Not all values returned have valid data -- or any data! The following loop is useful to figure out which sites (in this case) have data. Of course, there are better & more efficient ways of doing this!

In [None]:
for i in sites['code']:
    response = requests.get(f'https://aqs.epa.gov/data/api/sampleData/bySite?email={email}&key={key}&param=42101&bdate=20180101&edate=20181231&state=23&county=019&site={i}')
    js = response.json()
    data = pd.DataFrame(js['Data'])
    print(response, i, data.shape)
    

In [None]:
print(response)
print(js)

okay, so that sucks!!

Lets try... South Burlington, Vt!

In [None]:
## Get counties for Vermont:
response = requests.get(f'https://aqs.epa.gov/data/api/list/countiesByState?email={email}&key={key}&state=50')
js = response.json()
counties = pd.DataFrame(js['Data'])
print(counties)

In [None]:
#south Burlington is in Chittenden county 007
response = requests.get(f'https://aqs.epa.gov/data/api/list/sitesByCounty?email={email}&key={key}&state=50&county=007')
js = response.json()
sites = pd.DataFrame(js['Data'])
print(sites.shape)


In [None]:
for i in sites['code']:
    response = requests.get(f'https://aqs.epa.gov/data/api/sampleData/bySite?email={email}&key={key}&param=42101&bdate=20180101&edate=20181231&state=50&county=007&site={i}')
    js = response.json()
    data = pd.DataFrame(js['Data'])
    print(response, i, data.shape)
    

In [None]:
## Success! sites 0007 and 0014 have data!
# now lets get some data for one site in 2018
response = requests.get(f'https://aqs.epa.gov/data/api/sampleData/bySite?email={email}&key={key}&param=42101&bdate=20180101&edate=20181231&state=50&county=007&site=0014')
js = response.json()
data_vt = pd.DataFrame(js['Data'])
print(data_vt.shape)

The remainder of this notebook is basically a step-by-step demonstration of getting to the plot that I want, from the initial attempt

In [None]:
dvt_sorted = data_vt.sort_values(['date_gmt', 'time_gmt'])

In [None]:
dvt_sorted.plot(x='date_gmt', y='sample_measurement')

In [None]:
fig, ax = plt.subplots(1, 2)
ax[0].plot(d_sorted['date_gmt'], d_sorted['sample_measurement'])
ax[1].plot(dvt_sorted['date_gmt'], dvt_sorted['sample_measurement'])
plt.show()

In [None]:
## okay, let's make the figures a bit larger
fig, ax = plt.subplots(1, 2, figsize=(16,8))
ax[0].plot(d_sorted['date_gmt'], d_sorted['sample_measurement'])
ax[1].plot(dvt_sorted['date_gmt'], dvt_sorted['sample_measurement'])
plt.show()

In [None]:
## ...and get the axes lined up!
fig, ax = plt.subplots(1, 2, figsize=(16,8), sharey=True)
ax[0].plot(d_sorted['date_gmt'], d_sorted['sample_measurement'])
ax[1].plot(dvt_sorted['date_gmt'], dvt_sorted['sample_measurement'])
plt.show()

In [None]:
# let's add a few descriptors, so we know what's what
## ...and get the axes lined up!
fig, ax = plt.subplots(1, 2, figsize=(16,8), sharey=True)
fig.suptitle('CO2 difference between the most and least polluted cities in the USA')
ax[0].plot(d_sorted['date_gmt'], d_sorted['sample_measurement'])
ax[0].set(title = 'Bakersfield, CA', xlabel = '2018', ylabel = 'CO')
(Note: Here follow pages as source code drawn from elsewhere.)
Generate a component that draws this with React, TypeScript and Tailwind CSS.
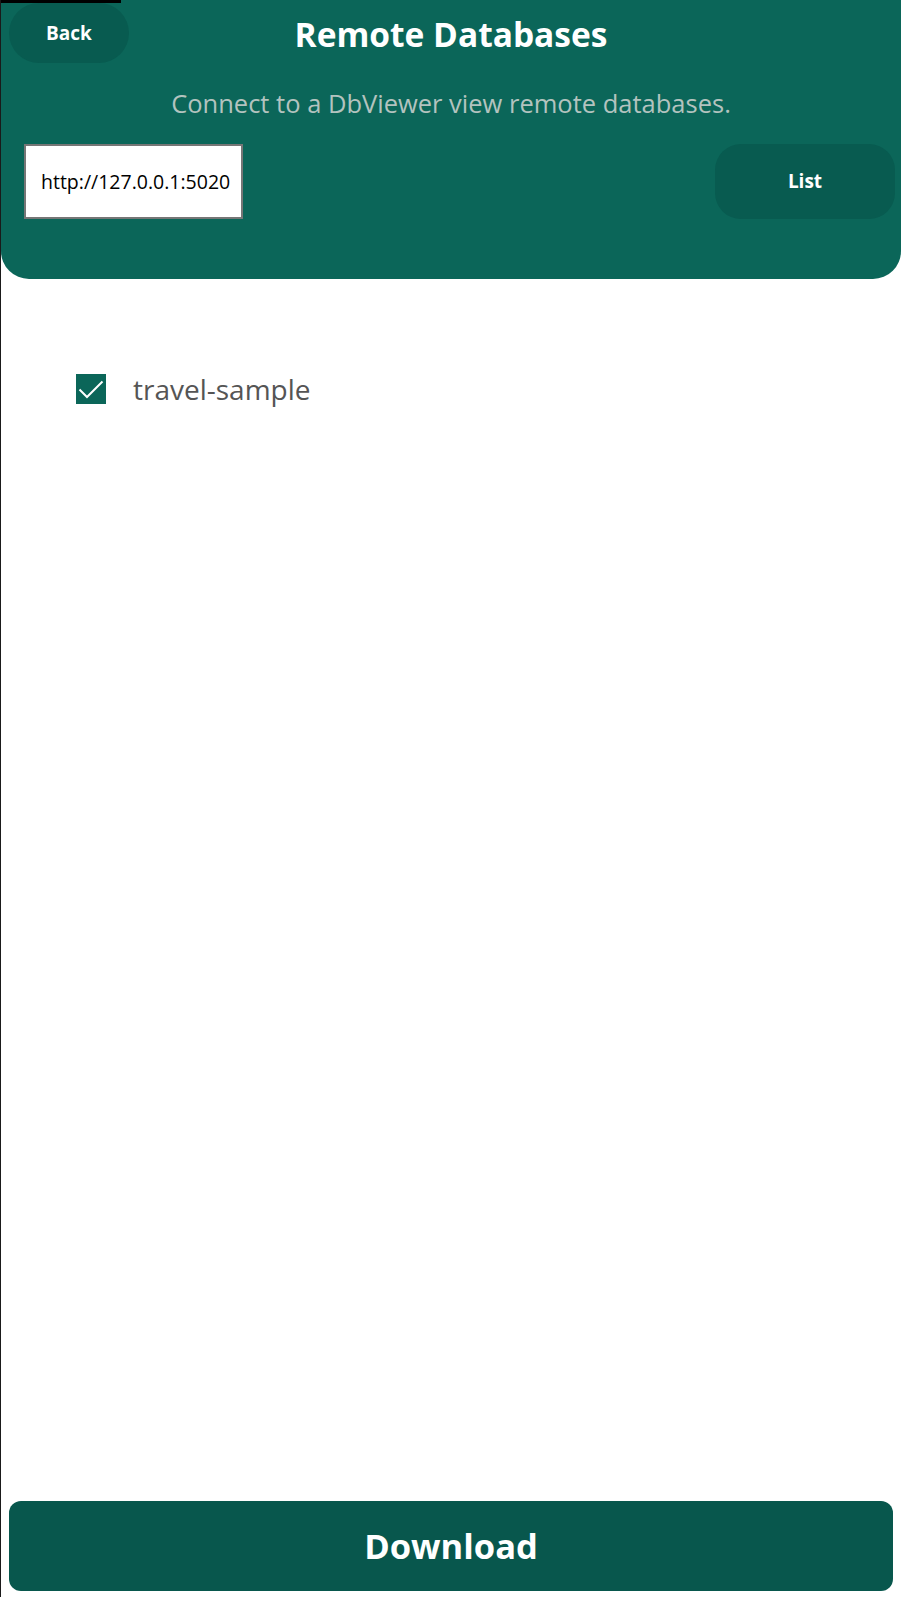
import { useState } from "react"

const font = { fontFamily: '"Open Sans", "Noto Sans", sans-serif' }

export default function App() {
  const [checked, setChecked] = useState(true)
  const [url, setUrl] = useState("http://127.0.0.1:5020")

  return (
    <div className="relative flex flex-col min-h-[1597px] w-full bg-white border-l border-[#1a1a1a]" style={font}>
      <div className="absolute top-0 left-0 w-[120px] h-[3px] bg-black" />

      {/* header */}
      <div className="h-[279px] bg-[#0b6659] rounded-b-[28px] flex flex-col">
        <div className="grid grid-cols-[128px_1fr_136px] items-start pt-[3px] pl-[8px]">
          <button className="w-[120px] h-[60px] rounded-full bg-[#085b50] text-white font-bold text-[19px]">
            Back
          </button>
          <h1 className="text-white font-bold text-[33.5px] text-center leading-none pt-[15px]">
            Remote Databases
          </h1>
          <div />
        </div>
        <p className="text-center text-[#b3c3bf] text-[25.5px] leading-none mt-[28px]">
          Connect to a DbViewer view remote databases.
        </p>
        <div className="flex items-center justify-between mt-[27px] pl-[23px] pr-[6px]">
          <input
            value={url}
            onChange={e => setUrl(e.target.value)}
            className="w-[219px] h-[75px] bg-white border-2 border-[#767676] pl-[15px] pr-[2px] text-[19.5px] text-black outline-none"
          />
          <button className="w-[180px] h-[75px] rounded-[26px] bg-[#085b50] text-white font-bold text-[19px]">
            List
          </button>
        </div>
      </div>

      {/* list */}
      <div className="flex items-center gap-[27px] pl-[75px] mt-[89px]">
        <button
          onClick={() => setChecked(c => !c)}
          className="w-[30px] h-[30px] bg-[#0b6659] flex items-center justify-center"
        >
          {checked && (
            <svg width="30" height="30" viewBox="0 0 30 30" fill="none">
              <path d="M3.5 15.5 L11 23 L26.5 7.5" stroke="white" strokeWidth="2" />
            </svg>
          )}
        </button>
        <span className="text-[28px] text-[#555555]">travel-sample</span>
      </div>

      <div className="grow" />

      <div className="px-[8px] pb-[6px]">
        <button className="w-full h-[90px] rounded-[12px] bg-[#08574d] text-white font-bold text-[34.5px]">
          Download
        </button>
      </div>
    </div>
  )
}
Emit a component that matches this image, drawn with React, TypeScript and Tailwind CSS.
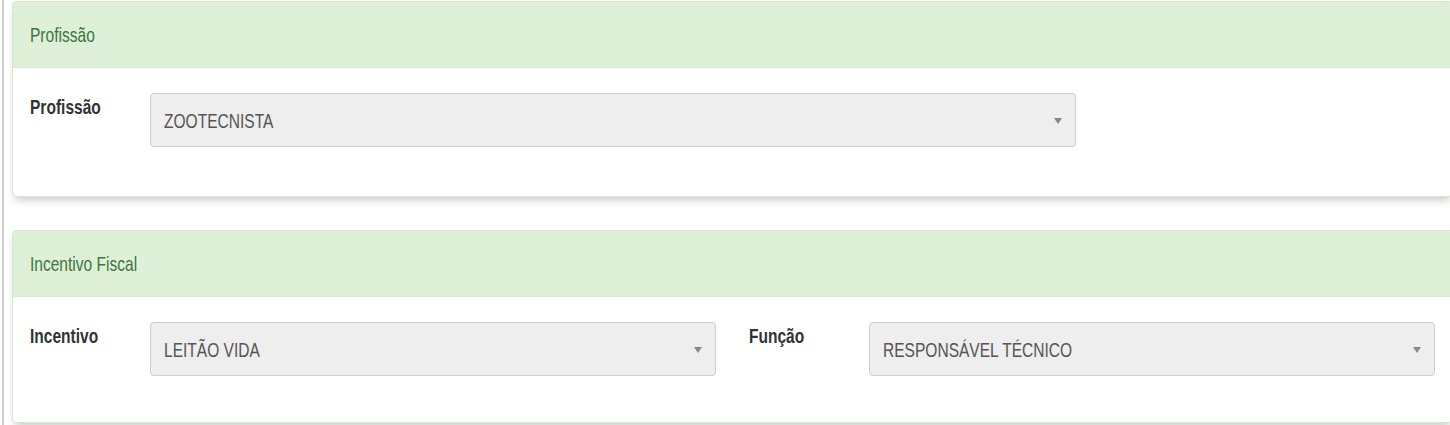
import type { ReactNode } from "react";

function T({ children }: { children: ReactNode }) {
    return <span className="inline-block origin-left scale-x-[0.74] whitespace-nowrap">{children}</span>
}

function Select({ value, width }: { value: string; width: string }) {
    return (
        <div className={`flex items-center h-[54px] ${width} pl-[13px] bg-[#eeeeee] border border-[#cccccc] rounded-[4px] text-[#555555] text-[21px] leading-[25px]`}>
            <T>{value}</T>
            <span className="ml-auto mr-[13px] mt-[1px] h-0 w-0 border-x-[4px] border-t-[6px] border-x-transparent border-t-[#888888]" />
        </div>
    )
}

function Label({ text }: { text: string }) {
    return (
        <div className="w-[120px] shrink-0 text-[21px] leading-[25px] font-bold text-[#333333] pt-[1px]">
            <T>{text}</T>
        </div>
    )
}

function Panel({ title, children, className, bodyClass }: { title: string; children: ReactNode; className?: string; bodyClass: string }) {
    return (
        <div className={`-mr-[3px] bg-white border border-[#d6e9c6] rounded-[4px] shadow-[0_6px_8px_-3px_rgba(0,0,0,0.22)] ${className ?? ""}`}>
            <div className="flex items-center h-[66px] px-[17px] bg-[#dff0d8] border-b border-[#d6e9c6] rounded-t-[3px] text-[#3c763d] text-[21px] leading-[25px]">
                <T>{title}</T>
            </div>
            <div className={`flex items-start px-[17px] pt-[25px] ${bodyClass}`}>{children}</div>
        </div>
    )
}

export default function App() {
    return (
        <div className="flex h-[425px] w-[1450px] overflow-hidden bg-white font-['Liberation_Sans',Arial,sans-serif]">
            <div className="w-[2px] shrink-0" />
            <div className="w-[2px] shrink-0 bg-[#cfcfcf]" />
            <div className="w-[8px] shrink-0" />

            <div className="grow pt-px">
                <Panel title="Profissão" bodyClass="pb-[49px]">
                    <Label text="Profissão" />
                    <Select value="ZOOTECNISTA" width="w-[926px]" />
                </Panel>

                <Panel title="Incentivo Fiscal" className="mt-[33px]" bodyClass="pb-[46px]">
                    <Label text="Incentivo" />
                    <Select value="LEITÃO VIDA" width="w-[566px]" />
                    <div className="w-[33px] shrink-0" />
                    <Label text="Função" />
                    <Select value="RESPONSÁVEL TÉCNICO" width="w-[566px]" />
                </Panel>
            </div>
        </div>
    )
}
ax[1].plot(dvt_sorted['date_gmt'], dvt_sorted['sample_measurement'])
ax[1].set(title = 'South Burlington, VT', xlabel = '2018', ylabel = 'CO')
plt.show()

Finally(?), let's fix the number of ticks we see on the x-axis

In [None]:
print(d_sorted.dtypes)
d_sorted['date_local'] = pd.to_datetime(d_sorted['date_local'])
print(d_sorted.dtypes)

In [None]:
print(dvt_sorted.dtypes)
dvt_sorted['date_local'] = pd.to_datetime(dvt_sorted['date_local'])
print(dvt_sorted.dtypes)

In [None]:

fig, ax = plt.subplots(1, 2, figsize=(16,8), sharey=True)
fig.suptitle('CO2 difference between the most and least polluted cities in the USA')
ax[0].plot(d_sorted['date_local'], d_sorted['sample_measurement'])
ax[0].set(title = 'Bakersfield, CA', xlabel = '2018', ylabel = 'CO')

ax[1].plot(dvt_sorted['date_local'], dvt_sorted['sample_measurement'])
ax[1].set(title = 'South Burlington, VT', xlabel = '2018', ylabel = 'CO')
plt.show()

Now that the overall structure is in place, we can do the same thing for the other pollutants:
* SO_2
* NO_2
* O_3
* PM_{10}
* PM_{2.5}
* Acceptable PM2.5 AQI & Speciation Mass, whateverthatis!!